Stated task: Count, in the entries below, the lines in which "index" occurs. Give the number, nothing more.

Material:
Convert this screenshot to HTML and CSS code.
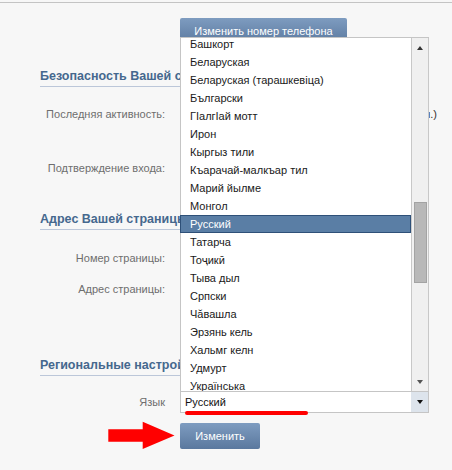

---

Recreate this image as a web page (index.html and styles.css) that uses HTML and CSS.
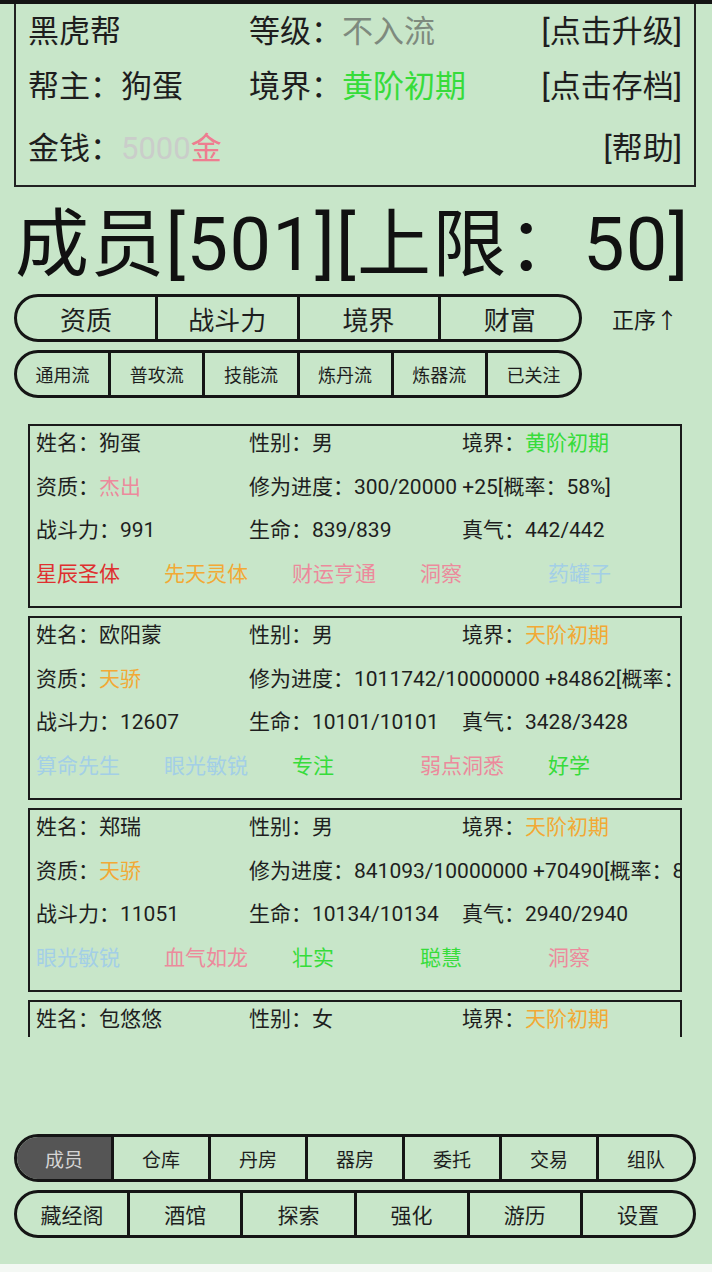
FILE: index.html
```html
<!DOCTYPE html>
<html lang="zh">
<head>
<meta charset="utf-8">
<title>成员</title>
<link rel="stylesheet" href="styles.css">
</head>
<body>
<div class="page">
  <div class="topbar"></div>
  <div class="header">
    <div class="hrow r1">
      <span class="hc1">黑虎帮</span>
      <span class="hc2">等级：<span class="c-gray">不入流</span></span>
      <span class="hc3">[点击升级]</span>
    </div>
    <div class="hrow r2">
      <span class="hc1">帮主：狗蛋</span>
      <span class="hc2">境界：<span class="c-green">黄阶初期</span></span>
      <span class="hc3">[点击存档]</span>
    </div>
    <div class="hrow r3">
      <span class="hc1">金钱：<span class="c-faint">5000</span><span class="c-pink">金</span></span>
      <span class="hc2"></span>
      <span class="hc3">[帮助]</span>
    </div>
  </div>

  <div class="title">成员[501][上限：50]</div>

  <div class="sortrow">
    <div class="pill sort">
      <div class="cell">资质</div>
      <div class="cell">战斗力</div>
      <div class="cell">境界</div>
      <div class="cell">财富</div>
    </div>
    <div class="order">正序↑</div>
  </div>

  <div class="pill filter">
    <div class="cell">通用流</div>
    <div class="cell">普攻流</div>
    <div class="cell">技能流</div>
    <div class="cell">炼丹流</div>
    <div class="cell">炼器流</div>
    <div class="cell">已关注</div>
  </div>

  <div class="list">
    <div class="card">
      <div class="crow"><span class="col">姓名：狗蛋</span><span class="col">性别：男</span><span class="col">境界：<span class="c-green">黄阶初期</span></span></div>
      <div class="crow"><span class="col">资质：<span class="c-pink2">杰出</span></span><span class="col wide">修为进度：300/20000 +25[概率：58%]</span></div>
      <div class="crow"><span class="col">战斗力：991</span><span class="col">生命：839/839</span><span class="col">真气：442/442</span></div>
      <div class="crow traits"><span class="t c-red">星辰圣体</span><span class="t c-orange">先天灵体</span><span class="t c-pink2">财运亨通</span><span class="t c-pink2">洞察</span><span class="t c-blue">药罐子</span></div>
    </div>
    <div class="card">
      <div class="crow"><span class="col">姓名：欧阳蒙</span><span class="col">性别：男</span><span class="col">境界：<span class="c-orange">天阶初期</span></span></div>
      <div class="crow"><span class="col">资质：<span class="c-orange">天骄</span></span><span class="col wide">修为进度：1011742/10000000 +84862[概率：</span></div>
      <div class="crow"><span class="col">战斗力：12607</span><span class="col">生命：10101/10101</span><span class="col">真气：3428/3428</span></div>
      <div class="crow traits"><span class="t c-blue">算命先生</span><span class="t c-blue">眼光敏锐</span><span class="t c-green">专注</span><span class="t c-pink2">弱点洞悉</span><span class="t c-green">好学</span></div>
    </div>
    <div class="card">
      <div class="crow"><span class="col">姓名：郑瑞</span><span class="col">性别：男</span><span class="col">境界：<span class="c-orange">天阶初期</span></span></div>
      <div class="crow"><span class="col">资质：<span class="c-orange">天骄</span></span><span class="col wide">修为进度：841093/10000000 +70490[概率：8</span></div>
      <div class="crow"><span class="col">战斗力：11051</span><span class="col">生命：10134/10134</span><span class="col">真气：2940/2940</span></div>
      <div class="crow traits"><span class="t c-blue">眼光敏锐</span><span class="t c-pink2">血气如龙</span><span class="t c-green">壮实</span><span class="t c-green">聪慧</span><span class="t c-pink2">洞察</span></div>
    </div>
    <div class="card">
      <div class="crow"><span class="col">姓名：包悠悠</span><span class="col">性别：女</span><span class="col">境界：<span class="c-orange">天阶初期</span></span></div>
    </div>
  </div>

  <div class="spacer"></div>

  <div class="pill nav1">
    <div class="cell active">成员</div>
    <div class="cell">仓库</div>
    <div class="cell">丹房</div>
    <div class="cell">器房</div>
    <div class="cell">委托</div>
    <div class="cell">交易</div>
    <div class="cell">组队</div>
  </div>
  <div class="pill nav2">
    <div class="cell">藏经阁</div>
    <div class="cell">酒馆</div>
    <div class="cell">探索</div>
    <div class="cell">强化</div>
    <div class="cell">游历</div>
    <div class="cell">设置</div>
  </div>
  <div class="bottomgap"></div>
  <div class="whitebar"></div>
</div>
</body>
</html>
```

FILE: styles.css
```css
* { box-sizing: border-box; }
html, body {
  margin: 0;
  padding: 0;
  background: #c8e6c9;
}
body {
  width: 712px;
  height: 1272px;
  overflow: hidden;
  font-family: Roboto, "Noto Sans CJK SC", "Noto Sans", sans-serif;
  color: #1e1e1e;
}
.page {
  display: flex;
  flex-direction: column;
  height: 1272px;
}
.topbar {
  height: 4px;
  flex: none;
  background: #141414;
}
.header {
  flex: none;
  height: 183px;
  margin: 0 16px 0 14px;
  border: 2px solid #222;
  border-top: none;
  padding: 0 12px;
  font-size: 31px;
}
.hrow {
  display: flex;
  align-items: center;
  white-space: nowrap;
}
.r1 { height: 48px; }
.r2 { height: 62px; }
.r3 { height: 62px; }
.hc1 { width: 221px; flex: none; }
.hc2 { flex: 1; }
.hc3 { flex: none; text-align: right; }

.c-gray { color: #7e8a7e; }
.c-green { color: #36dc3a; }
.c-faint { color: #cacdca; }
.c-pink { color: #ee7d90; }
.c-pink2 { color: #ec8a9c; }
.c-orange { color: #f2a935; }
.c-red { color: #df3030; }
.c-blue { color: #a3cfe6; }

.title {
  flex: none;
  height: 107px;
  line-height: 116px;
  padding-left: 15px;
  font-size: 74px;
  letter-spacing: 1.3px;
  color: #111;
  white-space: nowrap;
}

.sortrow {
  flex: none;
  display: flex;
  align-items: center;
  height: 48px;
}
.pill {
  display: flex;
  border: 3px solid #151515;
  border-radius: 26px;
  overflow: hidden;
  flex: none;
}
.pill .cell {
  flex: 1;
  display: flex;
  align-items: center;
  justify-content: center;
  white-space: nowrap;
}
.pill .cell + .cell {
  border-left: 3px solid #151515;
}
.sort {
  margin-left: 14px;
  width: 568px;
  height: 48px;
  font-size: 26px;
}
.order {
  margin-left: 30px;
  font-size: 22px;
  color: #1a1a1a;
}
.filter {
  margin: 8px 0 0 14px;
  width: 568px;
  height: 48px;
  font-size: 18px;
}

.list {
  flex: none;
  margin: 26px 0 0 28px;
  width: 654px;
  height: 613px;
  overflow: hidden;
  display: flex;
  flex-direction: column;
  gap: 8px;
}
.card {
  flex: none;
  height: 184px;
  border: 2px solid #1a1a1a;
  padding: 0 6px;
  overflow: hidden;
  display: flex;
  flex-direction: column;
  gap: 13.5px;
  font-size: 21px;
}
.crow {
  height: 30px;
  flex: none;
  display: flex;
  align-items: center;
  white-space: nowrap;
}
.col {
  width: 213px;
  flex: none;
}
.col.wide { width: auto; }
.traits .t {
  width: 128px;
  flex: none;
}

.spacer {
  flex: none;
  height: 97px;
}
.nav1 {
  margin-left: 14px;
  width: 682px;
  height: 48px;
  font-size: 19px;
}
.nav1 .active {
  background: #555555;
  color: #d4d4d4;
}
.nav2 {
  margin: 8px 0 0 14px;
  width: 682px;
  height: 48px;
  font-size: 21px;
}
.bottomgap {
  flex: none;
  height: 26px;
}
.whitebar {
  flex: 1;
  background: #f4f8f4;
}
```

Result of this task: 2